-- START --

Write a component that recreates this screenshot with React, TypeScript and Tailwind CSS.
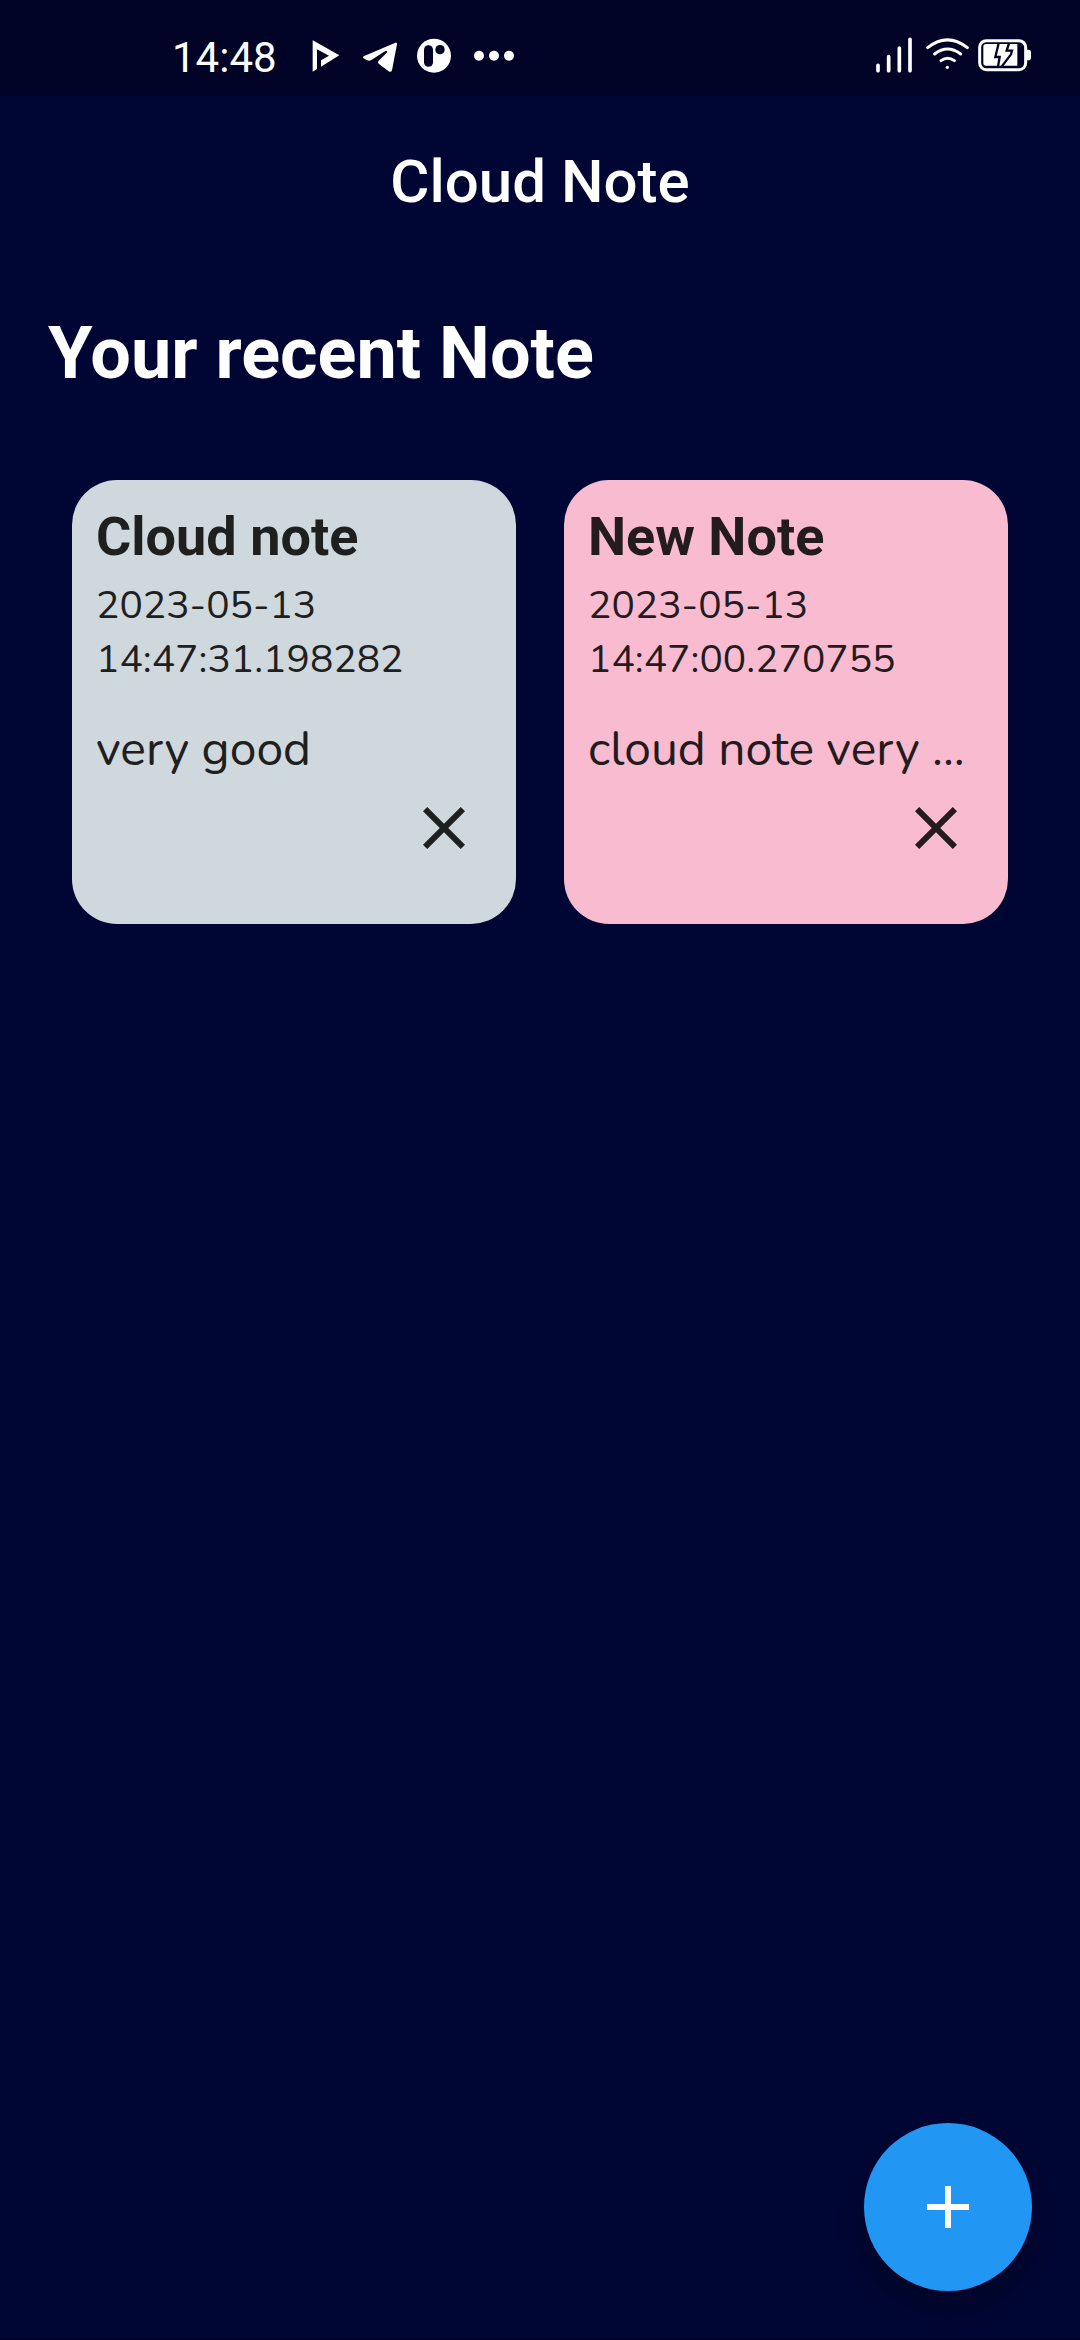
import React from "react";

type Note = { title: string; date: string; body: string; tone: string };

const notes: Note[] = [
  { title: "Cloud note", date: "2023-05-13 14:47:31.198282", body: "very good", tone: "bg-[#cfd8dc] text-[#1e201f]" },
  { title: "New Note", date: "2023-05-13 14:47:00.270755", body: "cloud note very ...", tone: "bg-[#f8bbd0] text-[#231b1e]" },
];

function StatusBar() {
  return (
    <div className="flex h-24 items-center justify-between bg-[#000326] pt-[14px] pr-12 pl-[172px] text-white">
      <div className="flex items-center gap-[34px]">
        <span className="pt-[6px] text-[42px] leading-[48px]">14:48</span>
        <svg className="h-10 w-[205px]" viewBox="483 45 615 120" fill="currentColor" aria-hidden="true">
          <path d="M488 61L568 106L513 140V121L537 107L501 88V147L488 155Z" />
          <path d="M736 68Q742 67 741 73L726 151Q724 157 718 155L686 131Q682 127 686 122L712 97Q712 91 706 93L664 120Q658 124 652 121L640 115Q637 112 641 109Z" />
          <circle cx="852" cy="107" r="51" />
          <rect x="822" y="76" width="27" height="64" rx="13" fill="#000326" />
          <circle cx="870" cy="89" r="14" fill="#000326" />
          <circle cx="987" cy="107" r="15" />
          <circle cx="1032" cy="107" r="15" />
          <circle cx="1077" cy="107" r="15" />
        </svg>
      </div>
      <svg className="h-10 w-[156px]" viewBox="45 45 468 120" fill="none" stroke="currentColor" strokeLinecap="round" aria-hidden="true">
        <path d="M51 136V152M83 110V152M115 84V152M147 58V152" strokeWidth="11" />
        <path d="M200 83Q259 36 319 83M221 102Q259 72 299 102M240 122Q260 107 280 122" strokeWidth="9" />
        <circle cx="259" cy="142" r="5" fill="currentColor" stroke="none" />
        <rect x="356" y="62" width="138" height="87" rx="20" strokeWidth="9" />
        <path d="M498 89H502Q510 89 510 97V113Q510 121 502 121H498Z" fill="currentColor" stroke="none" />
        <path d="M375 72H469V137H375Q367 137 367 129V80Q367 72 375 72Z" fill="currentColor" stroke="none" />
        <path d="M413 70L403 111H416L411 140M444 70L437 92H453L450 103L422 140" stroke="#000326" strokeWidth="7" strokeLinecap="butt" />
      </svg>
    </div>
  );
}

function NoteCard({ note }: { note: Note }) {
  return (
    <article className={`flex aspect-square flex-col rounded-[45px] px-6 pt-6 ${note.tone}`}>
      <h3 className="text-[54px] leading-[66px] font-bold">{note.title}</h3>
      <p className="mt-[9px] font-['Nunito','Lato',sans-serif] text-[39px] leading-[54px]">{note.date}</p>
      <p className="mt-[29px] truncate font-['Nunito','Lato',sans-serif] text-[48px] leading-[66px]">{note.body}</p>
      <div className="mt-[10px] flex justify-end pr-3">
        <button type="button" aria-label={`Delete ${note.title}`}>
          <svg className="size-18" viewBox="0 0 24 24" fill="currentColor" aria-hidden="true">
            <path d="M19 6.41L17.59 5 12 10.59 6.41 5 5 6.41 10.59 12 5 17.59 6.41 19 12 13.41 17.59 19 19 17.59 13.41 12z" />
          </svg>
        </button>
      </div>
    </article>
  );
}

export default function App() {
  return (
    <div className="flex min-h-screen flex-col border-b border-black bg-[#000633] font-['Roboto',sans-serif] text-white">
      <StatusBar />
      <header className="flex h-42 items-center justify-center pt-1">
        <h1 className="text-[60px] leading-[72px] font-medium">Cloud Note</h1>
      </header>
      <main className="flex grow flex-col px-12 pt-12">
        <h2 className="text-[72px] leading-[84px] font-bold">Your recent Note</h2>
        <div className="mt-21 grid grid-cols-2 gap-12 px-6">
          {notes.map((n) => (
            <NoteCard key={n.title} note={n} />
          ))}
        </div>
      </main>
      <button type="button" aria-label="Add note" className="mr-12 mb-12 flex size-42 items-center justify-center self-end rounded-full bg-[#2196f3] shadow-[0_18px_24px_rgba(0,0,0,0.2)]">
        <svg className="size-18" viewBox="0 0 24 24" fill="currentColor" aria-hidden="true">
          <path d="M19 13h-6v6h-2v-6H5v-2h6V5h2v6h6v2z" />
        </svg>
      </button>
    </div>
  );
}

-- END --
-- START --

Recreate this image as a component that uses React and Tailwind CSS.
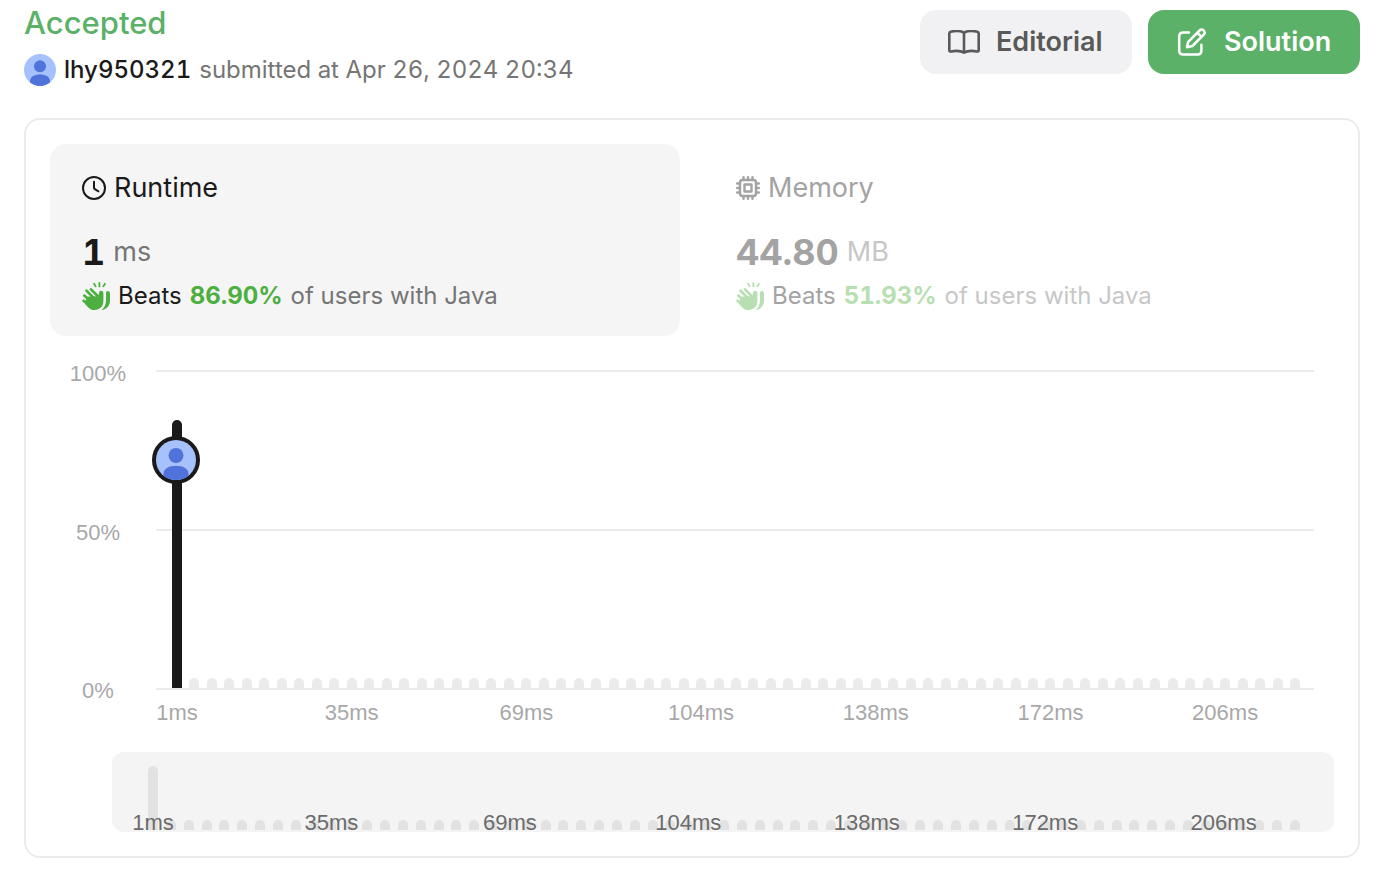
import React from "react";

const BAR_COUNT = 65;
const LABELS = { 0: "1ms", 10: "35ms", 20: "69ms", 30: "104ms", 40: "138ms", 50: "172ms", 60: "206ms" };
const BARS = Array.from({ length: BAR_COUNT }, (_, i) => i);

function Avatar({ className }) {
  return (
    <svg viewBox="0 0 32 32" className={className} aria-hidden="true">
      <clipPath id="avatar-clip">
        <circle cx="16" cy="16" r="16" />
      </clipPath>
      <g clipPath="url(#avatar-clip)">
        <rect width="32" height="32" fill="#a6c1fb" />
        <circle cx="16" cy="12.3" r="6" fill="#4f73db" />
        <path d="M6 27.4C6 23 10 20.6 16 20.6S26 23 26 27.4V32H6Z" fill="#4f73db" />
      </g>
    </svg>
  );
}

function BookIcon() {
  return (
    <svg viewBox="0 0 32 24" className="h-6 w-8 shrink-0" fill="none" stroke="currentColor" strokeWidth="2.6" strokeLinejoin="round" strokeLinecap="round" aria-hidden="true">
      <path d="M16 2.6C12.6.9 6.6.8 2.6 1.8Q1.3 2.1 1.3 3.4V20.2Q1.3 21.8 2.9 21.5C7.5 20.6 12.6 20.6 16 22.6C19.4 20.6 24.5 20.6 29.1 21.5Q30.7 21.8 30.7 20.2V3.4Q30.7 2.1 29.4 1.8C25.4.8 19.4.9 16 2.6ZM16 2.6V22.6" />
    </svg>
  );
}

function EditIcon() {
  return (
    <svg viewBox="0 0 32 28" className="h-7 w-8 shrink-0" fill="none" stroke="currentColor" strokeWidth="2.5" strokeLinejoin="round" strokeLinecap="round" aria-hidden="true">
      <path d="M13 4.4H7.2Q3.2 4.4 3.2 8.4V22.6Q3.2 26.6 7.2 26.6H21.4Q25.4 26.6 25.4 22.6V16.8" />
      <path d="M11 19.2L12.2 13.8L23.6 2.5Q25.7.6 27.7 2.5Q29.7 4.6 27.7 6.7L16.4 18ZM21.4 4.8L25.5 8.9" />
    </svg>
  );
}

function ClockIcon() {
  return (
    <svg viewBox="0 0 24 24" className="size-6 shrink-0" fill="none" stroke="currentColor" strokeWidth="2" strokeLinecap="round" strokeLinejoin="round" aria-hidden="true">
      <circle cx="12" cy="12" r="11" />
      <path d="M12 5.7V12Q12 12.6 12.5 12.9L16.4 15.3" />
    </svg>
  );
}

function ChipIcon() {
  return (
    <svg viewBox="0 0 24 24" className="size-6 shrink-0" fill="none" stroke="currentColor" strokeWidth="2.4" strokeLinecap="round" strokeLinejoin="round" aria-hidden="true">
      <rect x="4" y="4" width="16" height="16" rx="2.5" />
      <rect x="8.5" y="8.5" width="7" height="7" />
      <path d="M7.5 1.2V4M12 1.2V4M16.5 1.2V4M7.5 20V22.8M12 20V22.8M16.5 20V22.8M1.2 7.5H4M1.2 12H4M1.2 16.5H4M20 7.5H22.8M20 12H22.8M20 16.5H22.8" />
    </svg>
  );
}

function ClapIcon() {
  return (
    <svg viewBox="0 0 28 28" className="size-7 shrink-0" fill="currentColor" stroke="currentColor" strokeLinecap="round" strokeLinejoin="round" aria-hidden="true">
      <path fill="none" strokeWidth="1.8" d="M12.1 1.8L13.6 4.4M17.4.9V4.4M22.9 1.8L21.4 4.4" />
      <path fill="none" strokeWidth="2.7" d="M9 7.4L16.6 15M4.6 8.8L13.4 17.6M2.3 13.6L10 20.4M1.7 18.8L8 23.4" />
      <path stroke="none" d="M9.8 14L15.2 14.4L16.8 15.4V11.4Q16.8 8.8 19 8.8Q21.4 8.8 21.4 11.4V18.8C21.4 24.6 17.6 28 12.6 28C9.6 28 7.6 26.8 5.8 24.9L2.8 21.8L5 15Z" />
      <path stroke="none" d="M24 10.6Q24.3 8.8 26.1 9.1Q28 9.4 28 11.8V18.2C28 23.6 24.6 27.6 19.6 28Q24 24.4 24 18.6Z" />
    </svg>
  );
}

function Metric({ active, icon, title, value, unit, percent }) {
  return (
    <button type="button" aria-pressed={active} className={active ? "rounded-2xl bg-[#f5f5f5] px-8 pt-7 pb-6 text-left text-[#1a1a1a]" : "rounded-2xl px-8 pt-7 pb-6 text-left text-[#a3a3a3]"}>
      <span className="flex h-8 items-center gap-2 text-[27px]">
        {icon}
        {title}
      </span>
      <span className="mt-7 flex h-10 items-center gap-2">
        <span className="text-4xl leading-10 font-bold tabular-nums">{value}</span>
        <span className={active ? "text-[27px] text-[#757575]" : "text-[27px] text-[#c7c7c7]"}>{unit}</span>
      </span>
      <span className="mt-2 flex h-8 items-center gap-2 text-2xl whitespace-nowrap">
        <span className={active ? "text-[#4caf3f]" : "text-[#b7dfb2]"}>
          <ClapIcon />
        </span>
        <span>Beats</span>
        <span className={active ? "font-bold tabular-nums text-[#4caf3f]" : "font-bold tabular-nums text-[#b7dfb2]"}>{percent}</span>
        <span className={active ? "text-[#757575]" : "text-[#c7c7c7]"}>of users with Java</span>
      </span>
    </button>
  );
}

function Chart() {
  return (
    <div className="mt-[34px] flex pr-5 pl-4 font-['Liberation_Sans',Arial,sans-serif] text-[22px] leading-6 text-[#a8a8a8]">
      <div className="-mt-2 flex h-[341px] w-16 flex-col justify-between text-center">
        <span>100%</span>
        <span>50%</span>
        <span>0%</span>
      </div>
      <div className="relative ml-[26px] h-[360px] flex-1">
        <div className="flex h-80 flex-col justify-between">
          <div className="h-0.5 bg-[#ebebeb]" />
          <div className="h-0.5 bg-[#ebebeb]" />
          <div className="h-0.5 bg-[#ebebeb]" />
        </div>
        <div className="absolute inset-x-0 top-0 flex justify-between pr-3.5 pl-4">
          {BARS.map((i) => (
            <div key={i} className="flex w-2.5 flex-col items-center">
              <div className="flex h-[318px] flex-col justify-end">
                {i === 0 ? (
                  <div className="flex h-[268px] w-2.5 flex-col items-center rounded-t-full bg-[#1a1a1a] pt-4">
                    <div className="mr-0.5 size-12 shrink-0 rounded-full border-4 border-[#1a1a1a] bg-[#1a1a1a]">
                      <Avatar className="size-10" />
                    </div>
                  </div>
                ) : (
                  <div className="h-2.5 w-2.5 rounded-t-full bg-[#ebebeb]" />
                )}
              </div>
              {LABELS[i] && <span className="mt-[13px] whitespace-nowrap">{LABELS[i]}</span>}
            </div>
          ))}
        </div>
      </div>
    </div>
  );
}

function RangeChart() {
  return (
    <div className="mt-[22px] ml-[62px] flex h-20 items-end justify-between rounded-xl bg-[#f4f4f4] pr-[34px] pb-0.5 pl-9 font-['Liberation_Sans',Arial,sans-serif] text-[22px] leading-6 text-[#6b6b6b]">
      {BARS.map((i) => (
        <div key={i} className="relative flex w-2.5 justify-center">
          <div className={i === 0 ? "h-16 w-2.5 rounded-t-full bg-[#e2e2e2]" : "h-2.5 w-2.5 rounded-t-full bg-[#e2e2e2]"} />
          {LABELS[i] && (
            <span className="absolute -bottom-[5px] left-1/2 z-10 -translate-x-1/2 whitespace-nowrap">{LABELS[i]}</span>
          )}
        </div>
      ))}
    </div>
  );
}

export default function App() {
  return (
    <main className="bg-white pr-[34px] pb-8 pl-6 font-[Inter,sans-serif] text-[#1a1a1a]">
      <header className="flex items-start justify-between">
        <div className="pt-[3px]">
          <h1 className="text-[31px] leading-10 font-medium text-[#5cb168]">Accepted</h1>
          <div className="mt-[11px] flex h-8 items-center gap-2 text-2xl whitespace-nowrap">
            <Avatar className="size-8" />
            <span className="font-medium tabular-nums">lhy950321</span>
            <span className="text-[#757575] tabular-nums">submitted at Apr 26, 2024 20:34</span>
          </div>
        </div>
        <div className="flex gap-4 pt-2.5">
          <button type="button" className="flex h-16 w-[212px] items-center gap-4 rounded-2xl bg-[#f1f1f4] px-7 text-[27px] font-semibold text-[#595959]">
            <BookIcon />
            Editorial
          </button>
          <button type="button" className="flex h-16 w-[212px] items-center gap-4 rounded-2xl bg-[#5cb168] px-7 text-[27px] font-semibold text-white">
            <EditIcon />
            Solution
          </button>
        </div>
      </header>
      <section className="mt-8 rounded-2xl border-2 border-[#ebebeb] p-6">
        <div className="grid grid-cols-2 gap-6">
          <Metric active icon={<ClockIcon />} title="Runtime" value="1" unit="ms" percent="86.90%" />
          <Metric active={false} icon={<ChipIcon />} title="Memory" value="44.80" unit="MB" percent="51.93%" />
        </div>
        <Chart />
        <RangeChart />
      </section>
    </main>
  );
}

-- END --

### Short exercise
Using the listing above, repeat word for word each line from the one with "Write a component" down to the one with "string; date: string;", both included. Omit all pictures.

### Answer to this problem
Write a component that recreates this screenshot with React, TypeScript and Tailwind CSS.
import React from "react";

type Note = { title: string; date: string; body: string; tone: string };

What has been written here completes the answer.